» Required work
Copy all lines below exactly as written. Leave pictures out.

——————————

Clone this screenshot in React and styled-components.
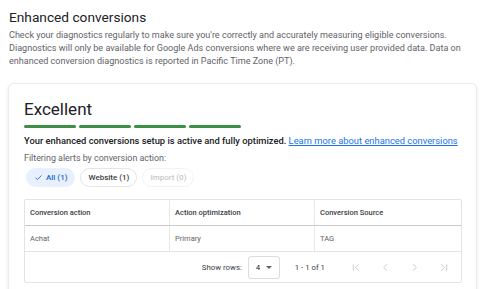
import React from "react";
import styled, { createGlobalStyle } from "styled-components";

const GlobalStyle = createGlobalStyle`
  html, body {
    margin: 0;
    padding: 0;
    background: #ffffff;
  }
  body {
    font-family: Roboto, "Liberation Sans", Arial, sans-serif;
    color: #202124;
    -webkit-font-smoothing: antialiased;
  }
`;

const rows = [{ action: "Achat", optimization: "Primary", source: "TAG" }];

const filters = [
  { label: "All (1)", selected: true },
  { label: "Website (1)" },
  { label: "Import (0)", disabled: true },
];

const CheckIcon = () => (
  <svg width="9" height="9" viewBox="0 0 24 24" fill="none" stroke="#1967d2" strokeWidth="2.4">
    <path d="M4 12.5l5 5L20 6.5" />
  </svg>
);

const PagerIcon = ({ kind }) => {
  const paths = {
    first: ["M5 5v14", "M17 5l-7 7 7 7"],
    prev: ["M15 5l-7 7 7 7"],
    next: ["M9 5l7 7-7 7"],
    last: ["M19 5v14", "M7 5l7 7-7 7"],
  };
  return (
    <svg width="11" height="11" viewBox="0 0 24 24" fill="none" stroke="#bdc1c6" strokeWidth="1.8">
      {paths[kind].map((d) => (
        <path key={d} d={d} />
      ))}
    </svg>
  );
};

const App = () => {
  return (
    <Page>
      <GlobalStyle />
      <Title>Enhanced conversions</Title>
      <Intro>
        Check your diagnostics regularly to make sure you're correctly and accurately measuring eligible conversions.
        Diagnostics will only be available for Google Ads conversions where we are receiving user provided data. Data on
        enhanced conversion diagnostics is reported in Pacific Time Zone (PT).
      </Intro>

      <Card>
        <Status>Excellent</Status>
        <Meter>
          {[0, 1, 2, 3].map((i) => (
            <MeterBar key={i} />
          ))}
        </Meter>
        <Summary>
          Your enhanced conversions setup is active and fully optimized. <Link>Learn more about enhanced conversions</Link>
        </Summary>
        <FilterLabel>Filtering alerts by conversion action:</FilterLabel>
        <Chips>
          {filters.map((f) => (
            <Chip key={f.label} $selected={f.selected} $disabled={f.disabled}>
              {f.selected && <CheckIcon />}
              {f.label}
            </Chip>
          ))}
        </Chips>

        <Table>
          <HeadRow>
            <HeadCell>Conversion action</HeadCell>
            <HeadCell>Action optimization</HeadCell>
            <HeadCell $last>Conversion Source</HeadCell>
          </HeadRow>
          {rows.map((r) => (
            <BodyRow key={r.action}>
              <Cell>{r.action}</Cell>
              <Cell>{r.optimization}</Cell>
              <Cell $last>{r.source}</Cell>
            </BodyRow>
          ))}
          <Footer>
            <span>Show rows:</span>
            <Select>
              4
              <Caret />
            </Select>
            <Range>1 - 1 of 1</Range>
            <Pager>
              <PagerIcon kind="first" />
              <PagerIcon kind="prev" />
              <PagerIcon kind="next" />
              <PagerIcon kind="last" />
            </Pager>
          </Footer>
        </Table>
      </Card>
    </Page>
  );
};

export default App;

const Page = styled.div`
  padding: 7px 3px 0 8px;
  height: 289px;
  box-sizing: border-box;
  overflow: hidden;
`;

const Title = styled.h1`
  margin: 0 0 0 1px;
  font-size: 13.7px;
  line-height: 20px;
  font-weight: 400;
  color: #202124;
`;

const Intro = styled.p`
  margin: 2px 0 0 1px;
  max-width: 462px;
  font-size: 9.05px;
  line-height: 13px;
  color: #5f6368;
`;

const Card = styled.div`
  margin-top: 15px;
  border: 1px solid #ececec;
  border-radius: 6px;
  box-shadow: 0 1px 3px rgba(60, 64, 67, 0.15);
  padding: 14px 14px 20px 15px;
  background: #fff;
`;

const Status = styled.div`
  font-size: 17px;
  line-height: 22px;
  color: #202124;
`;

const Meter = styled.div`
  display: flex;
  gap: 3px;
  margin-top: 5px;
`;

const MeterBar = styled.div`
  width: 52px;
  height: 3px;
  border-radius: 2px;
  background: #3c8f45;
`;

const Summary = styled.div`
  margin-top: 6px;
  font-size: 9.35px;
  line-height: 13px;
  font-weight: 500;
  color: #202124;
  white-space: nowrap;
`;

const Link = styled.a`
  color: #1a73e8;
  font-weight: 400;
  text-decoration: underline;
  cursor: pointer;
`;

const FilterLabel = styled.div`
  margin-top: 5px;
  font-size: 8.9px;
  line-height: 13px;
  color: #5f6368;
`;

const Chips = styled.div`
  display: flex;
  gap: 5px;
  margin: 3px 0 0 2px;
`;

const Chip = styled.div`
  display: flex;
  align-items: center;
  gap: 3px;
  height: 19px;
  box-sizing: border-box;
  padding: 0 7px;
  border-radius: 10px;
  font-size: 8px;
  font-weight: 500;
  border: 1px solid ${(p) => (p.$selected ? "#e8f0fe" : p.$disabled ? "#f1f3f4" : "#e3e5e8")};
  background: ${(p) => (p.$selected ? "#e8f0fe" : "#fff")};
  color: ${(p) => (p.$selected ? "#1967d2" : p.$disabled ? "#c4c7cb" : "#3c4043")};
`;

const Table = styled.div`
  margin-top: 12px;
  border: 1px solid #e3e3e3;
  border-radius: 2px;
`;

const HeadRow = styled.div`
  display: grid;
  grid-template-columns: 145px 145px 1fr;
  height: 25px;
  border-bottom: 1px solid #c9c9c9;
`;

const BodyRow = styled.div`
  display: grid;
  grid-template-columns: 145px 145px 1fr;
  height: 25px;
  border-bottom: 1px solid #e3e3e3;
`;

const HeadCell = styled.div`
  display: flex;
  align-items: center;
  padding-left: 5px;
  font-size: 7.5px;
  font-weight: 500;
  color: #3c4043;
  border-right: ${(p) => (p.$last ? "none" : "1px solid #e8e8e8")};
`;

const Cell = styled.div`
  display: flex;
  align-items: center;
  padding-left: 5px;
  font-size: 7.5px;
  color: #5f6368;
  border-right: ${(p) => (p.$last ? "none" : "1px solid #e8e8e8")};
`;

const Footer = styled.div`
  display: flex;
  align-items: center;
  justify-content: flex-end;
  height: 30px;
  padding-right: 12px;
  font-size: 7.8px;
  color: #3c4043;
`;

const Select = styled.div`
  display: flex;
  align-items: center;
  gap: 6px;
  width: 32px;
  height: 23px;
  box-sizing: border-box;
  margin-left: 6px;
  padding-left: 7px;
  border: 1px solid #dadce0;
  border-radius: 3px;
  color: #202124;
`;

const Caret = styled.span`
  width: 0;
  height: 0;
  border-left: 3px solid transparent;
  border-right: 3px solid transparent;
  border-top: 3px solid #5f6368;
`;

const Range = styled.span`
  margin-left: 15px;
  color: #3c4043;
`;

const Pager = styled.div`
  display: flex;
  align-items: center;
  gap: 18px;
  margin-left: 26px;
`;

——————————

» Response to this task
Clone this screenshot in React and styled-components.
import React from "react";
import styled, { createGlobalStyle } from "styled-components";

const GlobalStyle = createGlobalStyle`
  html, body {
    margin: 0;
    padding: 0;
    background: #ffffff;
  }
  body {
    font-family: Roboto, "Liberation Sans", Arial, sans-serif;
    color: #202124;
    -webkit-font-smoothing: antialiased;
  }
`;

const rows = [{ action: "Achat", optimization: "Primary", source: "TAG" }];

const filters = [
  { label: "All (1)", selected: true },
  { label: "Website (1)" },
  { label: "Import (0)", disabled: true },
];

const CheckIcon = () => (
  <svg width="9" height="9" viewBox="0 0 24 24" fill="none" stroke="#1967d2" strokeWidth="2.4">
    <path d="M4 12.5l5 5L20 6.5" />
  </svg>
);

const PagerIcon = ({ kind }) => {
  const paths = {
    first: ["M5 5v14", "M17 5l-7 7 7 7"],
    prev: ["M15 5l-7 7 7 7"],
    next: ["M9 5l7 7-7 7"],
    last: ["M19 5v14", "M7 5l7 7-7 7"],
  };
  return (
    <svg width="11" height="11" viewBox="0 0 24 24" fill="none" stroke="#bdc1c6" strokeWidth="1.8">
      {paths[kind].map((d) => (
        <path key={d} d={d} />
      ))}
    </svg>
  );
};

const App = () => {
  return (
    <Page>
      <GlobalStyle />
      <Title>Enhanced conversions</Title>
      <Intro>
        Check your diagnostics regularly to make sure you're correctly and accurately measuring eligible conversions.
        Diagnostics will only be available for Google Ads conversions where we are receiving user provided data. Data on
        enhanced conversion diagnostics is reported in Pacific Time Zone (PT).
      </Intro>

      <Card>
        <Status>Excellent</Status>
        <Meter>
          {[0, 1, 2, 3].map((i) => (
            <MeterBar key={i} />
          ))}
        </Meter>
        <Summary>
          Your enhanced conversions setup is active and fully optimized. <Link>Learn more about enhanced conversions</Link>
        </Summary>
        <FilterLabel>Filtering alerts by conversion action:</FilterLabel>
        <Chips>
          {filters.map((f) => (
            <Chip key={f.label} $selected={f.selected} $disabled={f.disabled}>
              {f.selected && <CheckIcon />}
              {f.label}
            </Chip>
          ))}
        </Chips>

        <Table>
          <HeadRow>
            <HeadCell>Conversion action</HeadCell>
            <HeadCell>Action optimization</HeadCell>
            <HeadCell $last>Conversion Source</HeadCell>
          </HeadRow>
          {rows.map((r) => (
            <BodyRow key={r.action}>
              <Cell>{r.action}</Cell>
              <Cell>{r.optimization}</Cell>
              <Cell $last>{r.source}</Cell>
            </BodyRow>
          ))}
          <Footer>
            <span>Show rows:</span>
            <Select>
              4
              <Caret />
            </Select>
            <Range>1 - 1 of 1</Range>
            <Pager>
              <PagerIcon kind="first" />
              <PagerIcon kind="prev" />
              <PagerIcon kind="next" />
              <PagerIcon kind="last" />
            </Pager>
          </Footer>
        </Table>
      </Card>
    </Page>
  );
};

export default App;

const Page = styled.div`
  padding: 7px 3px 0 8px;
  height: 289px;
  box-sizing: border-box;
  overflow: hidden;
`;

const Title = styled.h1`
  margin: 0 0 0 1px;
  font-size: 13.7px;
  line-height: 20px;
  font-weight: 400;
  color: #202124;
`;

const Intro = styled.p`
  margin: 2px 0 0 1px;
  max-width: 462px;
  font-size: 9.05px;
  line-height: 13px;
  color: #5f6368;
`;

const Card = styled.div`
  margin-top: 15px;
  border: 1px solid #ececec;
  border-radius: 6px;
  box-shadow: 0 1px 3px rgba(60, 64, 67, 0.15);
  padding: 14px 14px 20px 15px;
  background: #fff;
`;

const Status = styled.div`
  font-size: 17px;
  line-height: 22px;
  color: #202124;
`;

const Meter = styled.div`
  display: flex;
  gap: 3px;
  margin-top: 5px;
`;

const MeterBar = styled.div`
  width: 52px;
  height: 3px;
  border-radius: 2px;
  background: #3c8f45;
`;

const Summary = styled.div`
  margin-top: 6px;
  font-size: 9.35px;
  line-height: 13px;
  font-weight: 500;
  color: #202124;
  white-space: nowrap;
`;

const Link = styled.a`
  color: #1a73e8;
  font-weight: 400;
  text-decoration: underline;
  cursor: pointer;
`;

const FilterLabel = styled.div`
  margin-top: 5px;
  font-size: 8.9px;
  line-height: 13px;
  color: #5f6368;
`;

const Chips = styled.div`
  display: flex;
  gap: 5px;
  margin: 3px 0 0 2px;
`;

const Chip = styled.div`
  display: flex;
  align-items: center;
  gap: 3px;
  height: 19px;
  box-sizing: border-box;
  padding: 0 7px;
  border-radius: 10px;
  font-size: 8px;
  font-weight: 500;
  border: 1px solid ${(p) => (p.$selected ? "#e8f0fe" : p.$disabled ? "#f1f3f4" : "#e3e5e8")};
  background: ${(p) => (p.$selected ? "#e8f0fe" : "#fff")};
  color: ${(p) => (p.$selected ? "#1967d2" : p.$disabled ? "#c4c7cb" : "#3c4043")};
`;

const Table = styled.div`
  margin-top: 12px;
  border: 1px solid #e3e3e3;
  border-radius: 2px;
`;

const HeadRow = styled.div`
  display: grid;
  grid-template-columns: 145px 145px 1fr;
  height: 25px;
  border-bottom: 1px solid #c9c9c9;
`;

const BodyRow = styled.div`
  display: grid;
  grid-template-columns: 145px 145px 1fr;
  height: 25px;
  border-bottom: 1px solid #e3e3e3;
`;

const HeadCell = styled.div`
  display: flex;
  align-items: center;
  padding-left: 5px;
  font-size: 7.5px;
  font-weight: 500;
  color: #3c4043;
  border-right: ${(p) => (p.$last ? "none" : "1px solid #e8e8e8")};
`;

const Cell = styled.div`
  display: flex;
  align-items: center;
  padding-left: 5px;
  font-size: 7.5px;
  color: #5f6368;
  border-right: ${(p) => (p.$last ? "none" : "1px solid #e8e8e8")};
`;

const Footer = styled.div`
  display: flex;
  align-items: center;
  justify-content: flex-end;
  height: 30px;
  padding-right: 12px;
  font-size: 7.8px;
  color: #3c4043;
`;

const Select = styled.div`
  display: flex;
  align-items: center;
  gap: 6px;
  width: 32px;
  height: 23px;
  box-sizing: border-box;
  margin-left: 6px;
  padding-left: 7px;
  border: 1px solid #dadce0;
  border-radius: 3px;
  color: #202124;
`;

const Caret = styled.span`
  width: 0;
  height: 0;
  border-left: 3px solid transparent;
  border-right: 3px solid transparent;
  border-top: 3px solid #5f6368;
`;

const Range = styled.span`
  margin-left: 15px;
  color: #3c4043;
`;

const Pager = styled.div`
  display: flex;
  align-items: center;
  gap: 18px;
  margin-left: 26px;
`;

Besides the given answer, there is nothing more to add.